▶ [Given information]:
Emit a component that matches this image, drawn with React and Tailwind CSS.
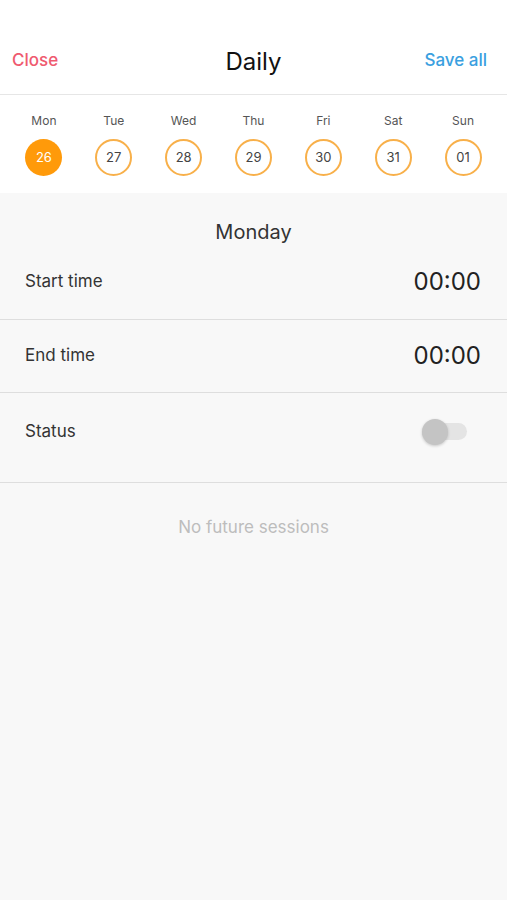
import React from "react";

const days = [
  { d: "Mon", n: "26", active: true },
  { d: "Tue", n: "27" },
  { d: "Wed", n: "28" },
  { d: "Thu", n: "29" },
  { d: "Fri", n: "30" },
  { d: "Sat", n: "31" },
  { d: "Sun", n: "01" },
];

export default function App() {
  return (
    <div className="w-[507px] h-[900px] flex flex-col bg-[#f8f8f8] font-['Inter',sans-serif] text-[#333]">
      <header className="h-[95px] bg-white border-b border-[#e6e6e6] flex items-end pb-[25px] px-3 relative">
        <button className="text-[17px] font-medium text-[#ef5a6f] leading-none">Close</button>
        <h1 className="absolute left-0 right-0 bottom-[20px] text-center text-[24px] text-[#111] leading-none pointer-events-none">
          Daily
        </h1>
        <button className="ml-auto mr-2 text-[17px] font-medium text-[#3a9fe0] leading-none">Save all</button>
      </header>

      <div className="bg-white grid grid-cols-7 px-[9px] pt-[18px] h-[98px]">
        {days.map((x) => (
          <div key={x.d} className="flex flex-col items-center">
            <span className="text-[12px] text-[#555] leading-[16px]">{x.d}</span>
            <span
              className={
                x.active
                  ? "mt-[10px] w-[37px] h-[37px] rounded-full bg-[#ff9a0a] text-white text-[13px] flex items-center justify-center"
                  : "mt-[10px] w-[37px] h-[37px] rounded-full border-2 border-[#f8b04a] text-[#444] text-[13px] flex items-center justify-center"
              }
            >
              {x.n}
            </span>
          </div>
        ))}
      </div>

      <div className="text-center text-[20px] text-[#333] pt-[24px] leading-[30px]">Monday</div>

      <div className="flex items-center justify-between pl-[25px] pr-[26px] h-[73px] pb-[2px] border-b border-[#dedede]">
        <span className="text-[17px] text-[#333]">Start time</span>
        <span className="text-[24px] text-[#222]">00:00</span>
      </div>
      <div className="flex items-center justify-between pl-[25px] pr-[26px] h-[73px] border-b border-[#dedede]">
        <span className="text-[17px] text-[#333]">End time</span>
        <span className="text-[24px] text-[#222]">00:00</span>
      </div>
      <div className="flex items-center justify-between pl-[25px] pr-[40px] h-[90px] pb-[12px] border-b border-[#dedede]">
        <span className="text-[17px] text-[#333]">Status</span>
        <div className="relative w-[45px] h-[26px] flex items-center">
          <div className="w-full h-[17px] rounded-full bg-[#e4e4e4]" />
          <div className="absolute left-0 top-0 w-[26px] h-[26px] rounded-full bg-[#c4c4c4] shadow-[0_1px_3px_rgba(0,0,0,0.2)]" />
        </div>
      </div>

      <div className="text-center text-[17px] text-[#bdbdbd] pt-[32px]">No future sessions</div>
    </div>
  );
}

▶ [Stated goal]: Return each line from the material above exactly, but not the pictures.

▶ [Result of this exercise]:
Emit a component that matches this image, drawn with React and Tailwind CSS.
import React from "react";

const days = [
  { d: "Mon", n: "26", active: true },
  { d: "Tue", n: "27" },
  { d: "Wed", n: "28" },
  { d: "Thu", n: "29" },
  { d: "Fri", n: "30" },
  { d: "Sat", n: "31" },
  { d: "Sun", n: "01" },
];

export default function App() {
  return (
    <div className="w-[507px] h-[900px] flex flex-col bg-[#f8f8f8] font-['Inter',sans-serif] text-[#333]">
      <header className="h-[95px] bg-white border-b border-[#e6e6e6] flex items-end pb-[25px] px-3 relative">
        <button className="text-[17px] font-medium text-[#ef5a6f] leading-none">Close</button>
        <h1 className="absolute left-0 right-0 bottom-[20px] text-center text-[24px] text-[#111] leading-none pointer-events-none">
          Daily
        </h1>
        <button className="ml-auto mr-2 text-[17px] font-medium text-[#3a9fe0] leading-none">Save all</button>
      </header>

      <div className="bg-white grid grid-cols-7 px-[9px] pt-[18px] h-[98px]">
        {days.map((x) => (
          <div key={x.d} className="flex flex-col items-center">
            <span className="text-[12px] text-[#555] leading-[16px]">{x.d}</span>
            <span
              className={
                x.active
                  ? "mt-[10px] w-[37px] h-[37px] rounded-full bg-[#ff9a0a] text-white text-[13px] flex items-center justify-center"
                  : "mt-[10px] w-[37px] h-[37px] rounded-full border-2 border-[#f8b04a] text-[#444] text-[13px] flex items-center justify-center"
              }
            >
              {x.n}
            </span>
          </div>
        ))}
      </div>

      <div className="text-center text-[20px] text-[#333] pt-[24px] leading-[30px]">Monday</div>

      <div className="flex items-center justify-between pl-[25px] pr-[26px] h-[73px] pb-[2px] border-b border-[#dedede]">
        <span className="text-[17px] text-[#333]">Start time</span>
        <span className="text-[24px] text-[#222]">00:00</span>
      </div>
      <div className="flex items-center justify-between pl-[25px] pr-[26px] h-[73px] border-b border-[#dedede]">
        <span className="text-[17px] text-[#333]">End time</span>
        <span className="text-[24px] text-[#222]">00:00</span>
      </div>
      <div className="flex items-center justify-between pl-[25px] pr-[40px] h-[90px] pb-[12px] border-b border-[#dedede]">
        <span className="text-[17px] text-[#333]">Status</span>
        <div className="relative w-[45px] h-[26px] flex items-center">
          <div className="w-full h-[17px] rounded-full bg-[#e4e4e4]" />
          <div className="absolute left-0 top-0 w-[26px] h-[26px] rounded-full bg-[#c4c4c4] shadow-[0_1px_3px_rgba(0,0,0,0.2)]" />
        </div>
      </div>

      <div className="text-center text-[17px] text-[#bdbdbd] pt-[32px]">No future sessions</div>
    </div>
  );
}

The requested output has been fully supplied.